I could be completely wrong but I think I remember seeing a documentary on the building of the triple 7 and 787 (Boeing) and their carbon fiber testing, the results and a line I thought was interesting from one of the folks speaking was his comparison with the aluminum and titanium alloys we'd been using and perfecting... was something to the effect of 'carbon fiber while 'stronger' in some situations and better dealing with fatigue over time... it's not as 'tough' as the metals - in that tests of the fuselage and, I believe, a 'drop test' actually 'broke' the CF fuselage while denting the aluminum fuselage...a test simulated as a hard landing The findings were escaping from an aluminum fuselage was more survivable than the CF/composite airframe in the case of a post breakup fire (aluminum dented will keep the fire out while the carbon fiber breaking was an immediate entry for fire to the cabin and more fuel) Not that this has any relevance lol...but the cases you mentioned were also low weight situations (race and space) where 'break ups' are built to absorb energy or for atmospheres with no... atmosphere. Or 'pressures', winds, etc. Good stuff but metal laptops are just great!
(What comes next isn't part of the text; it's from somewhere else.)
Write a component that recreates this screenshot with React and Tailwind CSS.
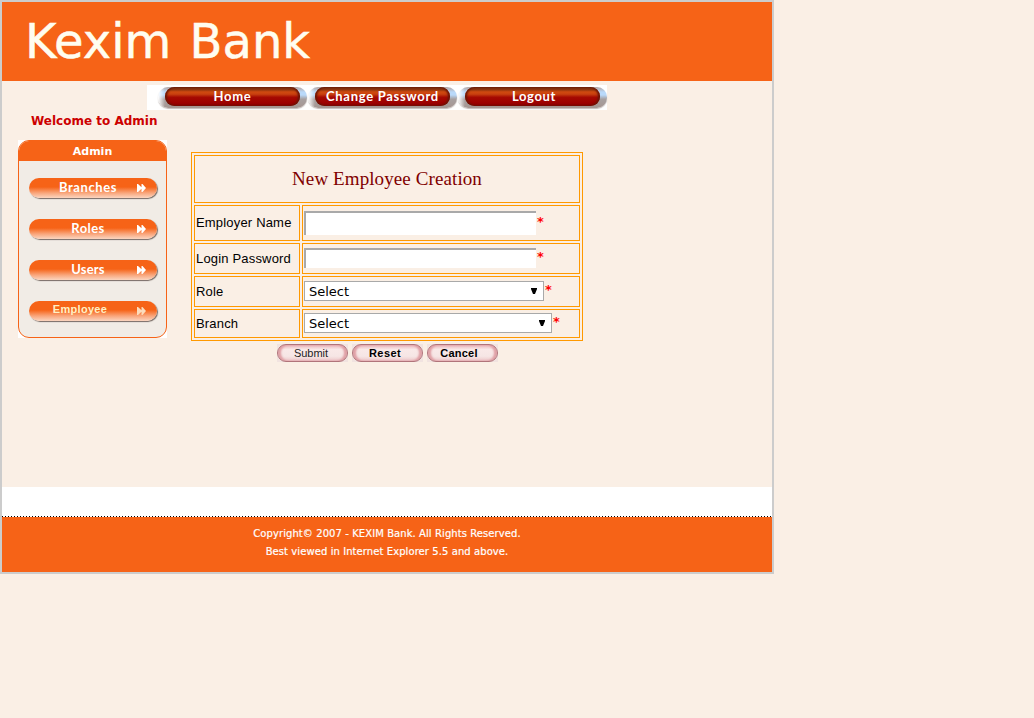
import React from 'react';

function NavButton({ label, text }) {
  return (
    <a className="flex h-[21px] w-[149px] shrink-0 cursor-pointer rounded-[10px] bg-[linear-gradient(90deg,#fff_0px,rgba(255,255,255,0)_7px),linear-gradient(180deg,#b5a5a0_0%,#b9d9fa_24%,#b9d9fa_38%,#a7a0a0_58%,#a59692_100%)] pl-[7px] shadow-[0_1px_1px_#c4bcba]">
      <span className="flex h-[19px] w-[135px] items-center justify-center rounded-[10px] bg-[linear-gradient(180deg,#742c0c_0%,#8e350e_14%,#d04a10_26%,#c8400f_38%,#a50a02_54%,#9c0000_85%,#850000_100%)] shadow-[inset_2px_0_2px_#6b1606,inset_-2px_0_2px_#6b1606]">
        <span className={"whitespace-nowrap font-['Lato',sans-serif] text-[13px] font-bold leading-[19px] text-white " + text}>{label}</span>
      </span>
    </a>
  );
}

function SideButton({ label, last, text }) {
  return (
    <a className="flex h-[20px] w-[128px] shrink-0 cursor-pointer items-center rounded-[10px] bg-[linear-gradient(180deg,#f66317_0%,#f66317_45%,#f9a67c_75%,#fbd5c0_100%)] shadow-[1px_1px_1px_#776a64]">
      <span className={"flex w-[108px] justify-center whitespace-nowrap pb-[2px] leading-[18px] " + (last ? "pb-[4px] pr-[6px] font-['Liberation_Sans',sans-serif] text-[11px] font-bold text-[#fff0c4] " : "pl-[10px] font-['Lato',sans-serif] text-[13px] font-bold text-white ") + text}>{label}</span>
      <svg width="9" height="8" viewBox="0 0 9 8" className={last ? 'text-[#fbdcbc]' : 'mb-px text-white'}>
        <path d="M0 0H1L4.5 3.3V0H5.5L9 4L5.5 8H4.5V4.7L1 8H0Z" fill="currentColor" />
      </svg>
    </a>
  );
}

function Star() {
  return <span className="ml-px font-['DejaVu_Sans',sans-serif] text-[13px] font-bold leading-[13px] text-[#ff0000]">*</span>;
}

function Field({ label, row, children }) {
  return (
    <div className={'flex gap-[2px] ' + row}>
      <div className="flex w-[106px] items-center whitespace-nowrap border border-[#ff9900] pl-px font-['Liberation_Sans',sans-serif] text-[13px] tracking-[0.18px] text-black">{label}</div>
      <div className="flex w-[278px] items-start border border-[#ff9900] pl-px">{children}</div>
    </div>
  );
}

function Select({ width }) {
  return (
    <div className={'flex h-[20px] items-center justify-between border border-[#a9a9a9] bg-white pl-1 pr-[6px] ' + width}>
      <span className="pt-[2px] font-['DejaVu_Sans',sans-serif] text-[13px] leading-[18px] text-black">Select</span>
      <svg width="6" height="6" viewBox="0 0 6 6" className="mb-px"><path d="M0 0H6V1L4 6H2L0 1Z" fill="#000" /></svg>
    </div>
  );
}

function FormButton({ label, text }) {
  return (
    <div className="h-[18px] w-[71px] bg-[#f1e3e0]">
      <button className={"flex h-[18px] w-[71px] items-center justify-center rounded-[9px] border border-[#b0747a] bg-[linear-gradient(180deg,#e9b6b9_0%,#f9e9e8_28%,#f6e6e5_70%,#edc8c9_100%)] font-['Liberation_Sans',sans-serif] text-[11px] leading-[16px] shadow-[inset_3px_0_2px_#e0a0a6,inset_-3px_0_2px_#e0a0a6] " + text}>{label}</button>
    </div>
  );
}

export default function App() {
  return (
    <div className="h-[718px] w-[1034px] overflow-hidden bg-[#faefe5]">
      <div className="flex h-[574px] w-[774px] flex-col border-2 border-[#cccccc]">
        <header className="h-[79px] shrink-0 bg-[#f66317] pl-[23px] pt-[9px]">
          <h1 className="whitespace-nowrap font-['DejaVu_Sans',sans-serif] text-[48px] leading-[60px] text-[#fffdf0] [-webkit-text-stroke:0.5px_#fffdf0] [word-spacing:3px]">Kexim Bank</h1>
        </header>
        <nav className="ml-[145px] mt-1 flex h-[25px] w-[460px] shrink-0 gap-px bg-white pl-[11px] pt-[2px]">
          <NavButton label="Home" text="tracking-[0.7px]" />
          <NavButton label="Change Password" text="tracking-[0.7px]" />
          <NavButton label="Logout" text="tracking-[0.6px] pl-[3px]" />
        </nav>
        <div className="flex h-[377px] shrink-0">
          <aside className="w-[189px] shrink-0 pl-4">
            <p className="ml-[13px] mt-[3px] h-[16px] whitespace-nowrap font-['DejaVu_Sans',sans-serif] text-[12px] font-bold leading-[16px] text-[#cc0000]">Welcome to Admin</p>
            <div className="mt-[11px] h-[198px] w-[149px] bg-white">
              <div className="flex h-[198px] flex-col overflow-hidden rounded-[11px] border border-[#f66317] bg-[#f1ece6]">
                <div className="h-[20px] shrink-0 bg-[#f66317] text-center font-['DejaVu_Sans',sans-serif] text-[11px] font-bold leading-[21px] text-white">Admin</div>
                <div className="flex flex-col gap-[21px] pl-[10px] pt-[17px]">
                  <SideButton label="Branches" text="tracking-[0.6px]" />
                  <SideButton label="Roles" text="tracking-[0.4px]" />
                  <SideButton label="Users" text="tracking-[0.2px]" />
                  <SideButton label="Employee" last text="tracking-[0.3px]" />
                </div>
              </div>
            </div>
          </aside>
          <main className="w-[392px] shrink-0 pt-[42px]">
            <div className="flex h-[189px] w-[392px] flex-col gap-[2px] border border-[#ff9900] p-[2px]">
              <div className="flex h-[48px] w-[386px] shrink-0 items-center justify-center border border-[#ff9900] font-['Liberation_Serif',serif] text-[19px] tracking-[0.1px] text-[#800000]">New Employee Creation</div>
              <Field label="Employer Name" row="h-[36px]">
                <input className="mt-[5px] h-[24px] w-[232px] border-l-2 border-t-2 border-[#a9a9a9] bg-white outline-none" />
                <span className="mt-[9px] flex"><Star /></span>
              </Field>
              <Field label="Login Password" row="h-[31px]">
                <input type="password" className="mt-[4px] h-[20px] w-[232px] border-l-2 border-t-2 border-[#a9a9a9] bg-white outline-none" />
                <span className="mt-[6px] flex"><Star /></span>
              </Field>
              <Field label="Role" row="h-[31px]">
                <div className="mt-[4px]"><Select width="w-[240px]" /></div>
                <span className="mt-[6px] flex"><Star /></span>
              </Field>
              <Field label="Branch" row="h-[29px]">
                <div className="mt-[3px]"><Select width="w-[248px]" /></div>
                <span className="mt-[5px] flex"><Star /></span>
              </Field>
            </div>
            <div className="mt-[3px] flex gap-1 pl-[86px]">
              <FormButton label="Submit" text="pr-[3px] text-[#222222]" />
              <FormButton label="Reset" text="pr-[5px] font-bold text-black tracking-[0.4px]" />
              <FormButton label="Cancel" text="pr-[7px] font-bold text-black tracking-[0.2px]" />
            </div>
          </main>
        </div>
        <div className="h-[29px] shrink-0 bg-white" />
        <div className="h-px shrink-0 bg-[repeating-linear-gradient(90deg,#000_0px,#000_1px,#fff_1px,#fff_3px)]" />
        <footer className="h-[55px] shrink-0 bg-[#f66317] pt-[8px] text-center font-['DejaVu_Sans',sans-serif] text-[10px] leading-[18px] tracking-[0.08px] text-white [-webkit-text-stroke:0.2px_#fff]">
          <p className="whitespace-nowrap">Copyright© 2007 - KEXIM Bank. All Rights Reserved.</p>
          <p className="whitespace-nowrap">Best viewed in Internet Explorer 5.5 and above.</p>
        </footer>
      </div>
    </div>
  );
}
With NVidia calling the current gen of laptop GPUs as being equal to the Desktop versions, I think you should include the desktop cards in the GPU result tables.
The reviewer keeps harping on the CPU performance, but never acknowledges that a faster CPU would change the power and heat envelope, requiring a bigger power supply, more cooling and a bigger case.
The TDP of i7-6700HQ and i7-6920HQ are equivalent. I have it on good authority that 6920HQ would have worked perfectly well with no changes to the design of the laptop.
It would have impacted Razer's margins, nothing more. This is a cool laptop and all, but it's maybe $1500 worth of parts (for the $3800 version) with a massive markup.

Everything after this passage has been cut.